Deloitte report: The shifting global business landscape
Business Trends 2014 report highlights nine trends global businesses should understand.
|Issued by: Magna Carta (PR)|
[Johannesburg, 10 April 2014]
According to the Deloitte Business Trends 2014 report, titled "The next wave of globalisation", organisations and businesses who want to meet the requirements of the next wave of globalisation need to adapt as powerful new players disrupt the global landscape.
As the distinction between the ‘developed' and ‘underdeveloped' world becomes more blurred, previously held safe assumptions about the global business environment no longer apply.
The trends fall into three categories – new consumers, new collaborations and new leadership:
There has been a rapid expansion of the global consumer class – in the emerging markets of Asia, Africa and Latin America. It is estimated that by 2020 the number of people in the global middle class will amount to 3.2 billion. These new consumer citizens are also increasingly urban: by 2030 urban populations will reach almost 5 billion, with growth concentrated in the cities of Asia and Africa. Organisations will have to find different ways to reach the citizens of this "city planet".
Leaders from emerging market organisations are responding to new disruptive forces such as social business technologies – not only to address social, environmental and business issues - but also to foster innovation and collaborative partnerships.
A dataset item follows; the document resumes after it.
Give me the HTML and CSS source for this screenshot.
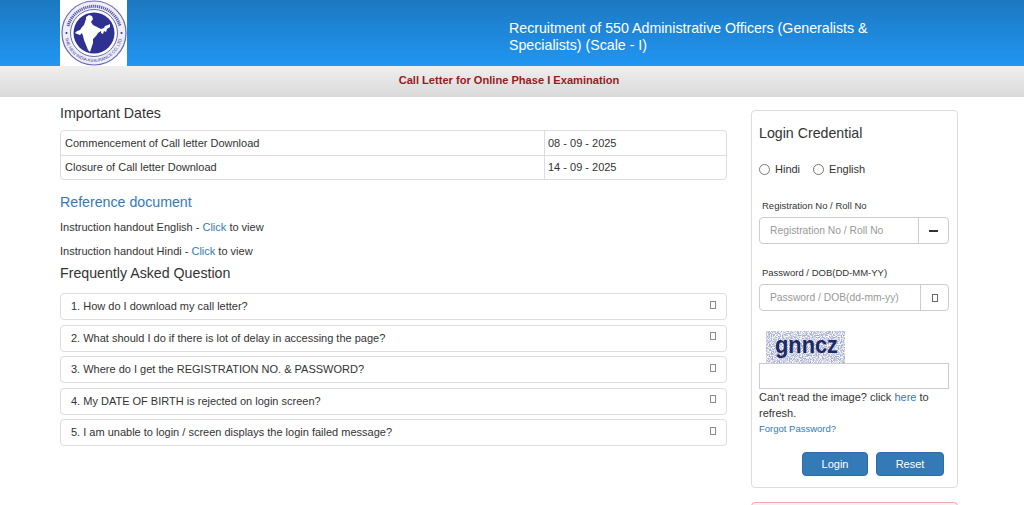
FILE: index.html
```html
<!DOCTYPE html>
<html lang="en">
<head>
    <meta charset="UTF-8">
    <title>Call Letter for Online Phase I Examination</title>
    <link rel="stylesheet" href="styles.css">
</head>
<body>
    <header class="top-bar">
        <div class="logo-box">
            <svg width="67" height="66" viewBox="0 0 67 66">
                <defs>
                    <path id="ring" d="M4.5 33A29 29 0 0 0 62.5 33"/>
                </defs>
                <circle cx="34" cy="33" r="32" fill="#eeeef8" stroke="#6a6ab4" stroke-width="1.2"/>
                <path class="logo-script" d="M8 26A27 27 0 0 1 60 26"/>
                <circle cx="6.5" cy="33" r="1" fill="#2e3192"/>
                <circle cx="61.5" cy="33" r="1" fill="#2e3192"/>
                <circle cx="34" cy="33" r="23.5" fill="#fff" stroke="#6a6ab4" stroke-width="1"/>
                <circle cx="34" cy="33" r="20.5" fill="#2e3192"/>
                <text class="logo-ring"><textPath href="#ring" startOffset="50%">THE NEW INDIA ASSURANCE CO. LTD.</textPath></text>
                <path fill="#fff" d="M26 17L29 15L32 16L33 19L31 22L33 25L37 27L41 29L44 28L45 26L48 25L50 24L50 27L47 29L46 32L44 31L43 34L41 33L41 31L38 33L36 36L33 39L33 43L31 49L30 52L28 50L26 45L24 40L23 36L22 33L20 35L17 34L15 33L17 31L20 30L22 27L24 25L25 22L26 19Z"/>
            </svg>
        </div>
        <h1 class="post-title">Recruitment of 550 Administrative Officers (Generalists &amp; Specialists) (Scale - I)</h1>
    </header>
    <div class="sub-bar">Call Letter for Online Phase I Examination</div>

    <div class="container">
        <main class="left-col">
            <h2 class="dates-title">Important Dates</h2>
            <div class="dates-box">
                <div class="date-row">
                    <div class="date-name">Commencement of Call letter Download</div>
                    <div class="date-value">08 - 09 - 2025</div>
                </div>
                <div class="date-row">
                    <div class="date-name">Closure of Call letter Download</div>
                    <div class="date-value">14 - 09 - 2025</div>
                </div>
            </div>

            <h2 class="ref-title">Reference document</h2>
            <p class="ref-line">Instruction handout English - <a href="#">Click</a> to view</p>
            <p class="ref-line">Instruction handout Hindi - <a href="#">Click</a> to view</p>

            <h2 class="faq-title">Frequently Asked Question</h2>
            <div class="faq-item"><span>1. How do I download my call letter?</span><i class="tofu"></i></div>
            <div class="faq-item"><span>2. What should I do if there is lot of delay in accessing the page?</span><i class="tofu"></i></div>
            <div class="faq-item"><span>3. Where do I get the REGISTRATION NO. &amp; PASSWORD?</span><i class="tofu"></i></div>
            <div class="faq-item"><span>4. My DATE OF BIRTH is rejected on login screen?</span><i class="tofu"></i></div>
            <div class="faq-item"><span>5. I am unable to login / screen displays the login failed message?</span><i class="tofu"></i></div>
        </main>

        <aside class="right-col">
            <form class="login-panel">
                <h3 class="login-title">Login Credential</h3>
                <div class="lang-row">
                    <label><input type="radio" name="lang"> Hindi</label>
                    <label><input type="radio" name="lang"> English</label>
                </div>

                <label class="field-label">Registration No / Roll No</label>
                <div class="input-group">
                    <input type="text" placeholder="Registration No / Roll No">
                    <span class="addon user-addon"><i class="dash"></i></span>
                </div>

                <label class="field-label second">Password / DOB(DD-MM-YY)</label>
                <div class="input-group">
                    <input type="text" placeholder="Password / DOB(dd-mm-yy)">
                    <span class="addon pass-addon"><i class="tofu dark"></i></span>
                </div>

                <svg class="captcha" width="79" height="32" viewBox="0 0 79 32">
                    <defs>
                        <filter id="noise" x="0" y="0" width="100%" height="100%">
                            <feTurbulence type="fractalNoise" baseFrequency="0.9" numOctaves="2" seed="7"/>
                            <feColorMatrix values="0 0 0 0 0.36  0 0 0 0 0.40  0 0 0 0 0.62  2.4 2.4 0 0 -1.9"/>
                        </filter>
                    </defs>
                    <rect width="79" height="32" fill="#fff"/>
                    <rect width="79" height="32" filter="url(#noise)"/>
                    <text class="captcha-text" x="9" y="22" textLength="63" lengthAdjust="spacingAndGlyphs">gnncz</text>
                </svg>
                <input class="captcha-input" type="text">
                <p class="refresh-line">Can't read the image? click <a href="#">here</a> to<br>refresh.</p>
                <a class="forgot" href="#">Forgot Password?</a>

                <div class="btn-row">
                    <button class="btn login-btn" type="button">Login</button>
                    <button class="btn reset-btn" type="button">Reset</button>
                </div>
            </form>
            <div class="alert-panel"></div>
        </aside>
    </div>
</body>
</html>
```

FILE: styles.css
```css
html, body {
    height: 505px;
    overflow: hidden;
}
body {
    font-family: "Liberation Sans", Arial, sans-serif;
    font-size: 11px;
    color: #333;
    background-color: #fff;
    margin: 0;
    padding: 0;
}
a {
    color: #337ab7;
    text-decoration: none;
}

/* header */
.top-bar {
    height: 66px;
    padding-left: 60px;
    display: flex;
    background: linear-gradient(to bottom, #1c78c0, #2196f3);
}
.logo-box {
    width: 67px;
    height: 66px;
    background-color: #fff;
}
.post-title {
    width: 385px;
    margin: 20px 0 0 382px;
    font-size: 14.2px;
    font-weight: normal;
    line-height: 17px;
    color: #fff;
}
.logo-ring {
    font-size: 4.4px;
    fill: #3b3b96;
    text-anchor: middle;
}
.logo-script {
    fill: none;
    stroke: #5a5aa8;
    stroke-width: 3;
    stroke-dasharray: 1.2 0.8;
}
.sub-bar {
    height: 31px;
    padding-right: 6px;
    line-height: 29px;
    text-align: center;
    font-size: 11.1px;
    font-weight: bold;
    color: #991b1b;
    background: linear-gradient(to bottom, #efefef, #d9d9d9);
}

/* layout */
.container {
    display: flex;
    gap: 24px;
    padding: 0 66px 0 60px;
}
.left-col {
    width: 667px;
    flex: none;
}
.right-col {
    width: 207px;
    flex: none;
    padding-top: 13px;
}

/* dates */
.dates-title, .ref-title, .faq-title {
    margin: 0;
    font-weight: normal;
    font-size: 14.2px;
    line-height: 18px;
}
.dates-title {
    margin-top: 7px;
}
.dates-box {
    margin-top: 8px;
    border: 1px solid #ddd;
    border-radius: 4px;
}
.date-row {
    display: flex;
    height: 24px;
    line-height: 24px;
}
.date-row + .date-row {
    height: 23px;
    line-height: 23px;
    border-top: 1px solid #ddd;
}
.date-name {
    width: 479px;
    padding-left: 4px;
    border-right: 1px solid #ddd;
}
.date-value {
    padding-left: 3px;
}
.ref-title {
    margin-top: 13px;
    color: #337ab7;
}
.ref-line {
    margin: 8px 0 0;
    line-height: 17px;
}
.ref-line + .ref-line {
    margin-top: 7px;
}
.faq-title {
    margin-top: 4px;
    margin-bottom: 11px;
}

/* faq */
.faq-item {
    height: 25px;
    margin-bottom: 4.5px;
    padding: 0 10px;
    display: flex;
    justify-content: space-between;
    align-items: center;
    line-height: 25px;
    border: 1px solid #ddd;
    border-radius: 4px;
}
.tofu {
    width: 4px;
    height: 6px;
    margin-bottom: 4px;
    border: 1px solid #8a8a9c;
    display: block;
}
.tofu.dark {
    margin: 0;
    border-color: #666;
}

/* login */
.login-panel {
    height: 378px;
    box-sizing: border-box;
    padding: 0 8px 0 7px;
    border: 1px solid #ddd;
    border-radius: 4px;
}
.login-title {
    margin: 13px 0 0;
    font-size: 14.2px;
    font-weight: normal;
    line-height: 18px;
}
.lang-row {
    display: flex;
    gap: 13px;
    margin-top: 19px;
    line-height: 16px;
}
.lang-row label {
    display: flex;
    align-items: center;
    gap: 5px;
}
.lang-row input {
    appearance: none;
    width: 11px;
    height: 11px;
    margin: 0;
    border: 1px solid #777;
    border-radius: 50%;
    background-color: #fff;
}
.field-label {
    display: block;
    margin: 22px 0 0 3px;
    font-size: 9.5px;
    line-height: 14px;
}
.field-label.second {
    margin-top: 22px;
}
.input-group {
    display: flex;
    height: 27px;
    margin-top: 4px;
    box-sizing: border-box;
    border: 1px solid #ccc;
    border-radius: 4px;
}
.input-group input {
    flex: 1;
    min-width: 0;
    padding: 0 10px;
    border: none;
    background: none;
    font-family: inherit;
    font-size: 10.3px;
    color: #555;
}
.input-group input::placeholder {
    color: #999;
}
.addon {
    flex: none;
    display: flex;
    align-items: center;
    justify-content: center;
    border-left: 1px solid #ccc;
}
.user-addon {
    width: 29px;
}
.pass-addon {
    width: 27px;
}
.dash {
    width: 9px;
    height: 2px;
    background-color: #333;
    display: block;
}
.captcha {
    display: block;
    margin: 20px 0 0 7px;
}
.captcha-text {
    font-family: "Liberation Sans", Arial, sans-serif;
    font-size: 24px;
    font-weight: bold;
    fill: #1b2a66;
}
.captcha-input {
    display: block;
    width: 190px;
    height: 26px;
    box-sizing: border-box;
    border: 1px solid #ccc;
    background: #fff;
}
.refresh-line {
    margin: 0;
    line-height: 16px;
}
.forgot {
    display: block;
    margin-top: 0;
    font-size: 9.5px;
    line-height: 16px;
}
.btn-row {
    display: flex;
    justify-content: flex-end;
    gap: 8px;
    margin: 15px 5px 0 0;
}
.btn {
    height: 24px;
    padding: 0;
    border: 1px solid #2e6da4;
    border-radius: 4px;
    background-color: #337ab7;
    color: #fff;
    font-family: inherit;
    font-size: 11px;
}
.login-btn {
    width: 66px;
}
.reset-btn {
    width: 68px;
}
.alert-panel {
    height: 40px;
    margin-top: 14px;
    border: 1px solid #f5a8a8;
    border-radius: 4px;
    background-color: #fdf2f2;
}
```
"Thanks to spreading economic growth, shifting national priorities and new open technologies, innovation comes from everywhere… wealth and privilege are no longer a pre-requisite to success," says Thomas Jankovich, Chief Innovation Officer at Deloitte.
One of the key trends highlighted in the report is the democratisation of innovation, and the shift away from reliance on closed, protected R&D hubs within organisations, to open spaces that encourage collaborative knowledge flows. "Capabilities that were once exclusive to large businesses are now available on efficient open markets."
"For businesses and organisations to take advantage of these new trends, they need to make open innovation key to their overall strategy," says Jankovich.
The report notes that organisations in emerging economies are navigating the new global business environment with a greater confidence than leaders in developed markets.
They are more likely to lead in the use of social business technologies. They are also more likely to collaborate with other businesses beyond their borders than their developed market counterparts –"providing the opportunity to engage with rich networks for regionally and globally relevant innovation and learning."
As global giants now compete aggressively with developed economy corporations in almost every sector, individual leadership roles are evolving fast. Entire executive teams might have to transcend functional boundaries to secure coherence as they transform their far-flung enterprises – without defaulting back to the command and control arrangements of a bygone era.
The report concludes that as the contribution to global innovation from emerging economies is continually rebalanced, organisations and businesses have to relook and adapt their business models and supply chain configurations if they wish to remain competitive.